Dataset content:
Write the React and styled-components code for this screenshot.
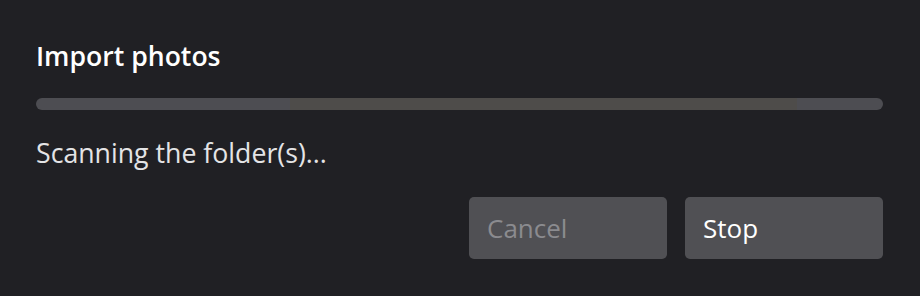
import React from "react";
import styled, { createGlobalStyle } from "styled-components";

const Global = createGlobalStyle`
  html, body { margin: 0; padding: 0; background: #202024; }
  body { font-family: "Open Sans", "Noto Sans", sans-serif; }
`;

const Dialog = styled.div`
  width: 920px;
  height: 296px;
  box-sizing: border-box;
  padding: 40px 37px 0 36px;
  background: #202024;
  display: flex;
  flex-direction: column;
`;

const Title = styled.h1`
  margin: 0;
  font-size: 26.6px;
  line-height: 32px;
  font-weight: 600;
  color: #ffffff;
`;

const Track = styled.div`
  position: relative;
  margin-top: 26px;
  height: 12px;
  border-radius: 6px;
  background: #4d4d52;
  overflow: hidden;
`;

const Indicator = styled.div`
  position: absolute;
  top: 0;
  bottom: 0;
  background: #4e4c4a;
`;

const Message = styled.p`
  margin: 27px 0 0;
  font-size: 26.7px;
  line-height: 32px;
  color: #e4e4e6;
`;

const Actions = styled.div`
  margin-top: 28px;
  display: flex;
  justify-content: flex-end;
  gap: 18px;
`;

const Button = styled.button`
  width: 198px;
  height: 62px;
  box-sizing: border-box;
  padding: 0 18px;
  border: none;
  border-radius: 5px;
  background: #505054;
  color: ${(p) => (p.disabled ? "#8b8b8f" : "#ffffff")};
  font-family: "Open Sans", "Noto Sans", sans-serif;
  font-size: 26px;
  line-height: 32px;
  text-align: left;
  display: flex;
  align-items: center;
`;

export default function App() {
  return (
    <>
      <Global />
      <Dialog>
        <Title>Import photos</Title>
        <Track>
          <Indicator style={{ left: "30%", width: "59.8%" }} />
        </Track>
        <Message>Scanning the folder(s)...</Message>
        <Actions>
          <Button disabled>Cancel</Button>
          <Button>Stop</Button>
        </Actions>
      </Dialog>
    </>
  );
}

Problem: Set down the material exactly, every line of it, except for the pictures.

Expected output:
Write the React and styled-components code for this screenshot.
import React from "react";
import styled, { createGlobalStyle } from "styled-components";

const Global = createGlobalStyle`
  html, body { margin: 0; padding: 0; background: #202024; }
  body { font-family: "Open Sans", "Noto Sans", sans-serif; }
`;

const Dialog = styled.div`
  width: 920px;
  height: 296px;
  box-sizing: border-box;
  padding: 40px 37px 0 36px;
  background: #202024;
  display: flex;
  flex-direction: column;
`;

const Title = styled.h1`
  margin: 0;
  font-size: 26.6px;
  line-height: 32px;
  font-weight: 600;
  color: #ffffff;
`;

const Track = styled.div`
  position: relative;
  margin-top: 26px;
  height: 12px;
  border-radius: 6px;
  background: #4d4d52;
  overflow: hidden;
`;

const Indicator = styled.div`
  position: absolute;
  top: 0;
  bottom: 0;
  background: #4e4c4a;
`;

const Message = styled.p`
  margin: 27px 0 0;
  font-size: 26.7px;
  line-height: 32px;
  color: #e4e4e6;
`;

const Actions = styled.div`
  margin-top: 28px;
  display: flex;
  justify-content: flex-end;
  gap: 18px;
`;

const Button = styled.button`
  width: 198px;
  height: 62px;
  box-sizing: border-box;
  padding: 0 18px;
  border: none;
  border-radius: 5px;
  background: #505054;
  color: ${(p) => (p.disabled ? "#8b8b8f" : "#ffffff")};
  font-family: "Open Sans", "Noto Sans", sans-serif;
  font-size: 26px;
  line-height: 32px;
  text-align: left;
  display: flex;
  align-items: center;
`;

export default function App() {
  return (
    <>
      <Global />
      <Dialog>
        <Title>Import photos</Title>
        <Track>
          <Indicator style={{ left: "30%", width: "59.8%" }} />
        </Track>
        <Message>Scanning the folder(s)...</Message>
        <Actions>
          <Button disabled>Cancel</Button>
          <Button>Stop</Button>
        </Actions>
      </Dialog>
    </>
  );
}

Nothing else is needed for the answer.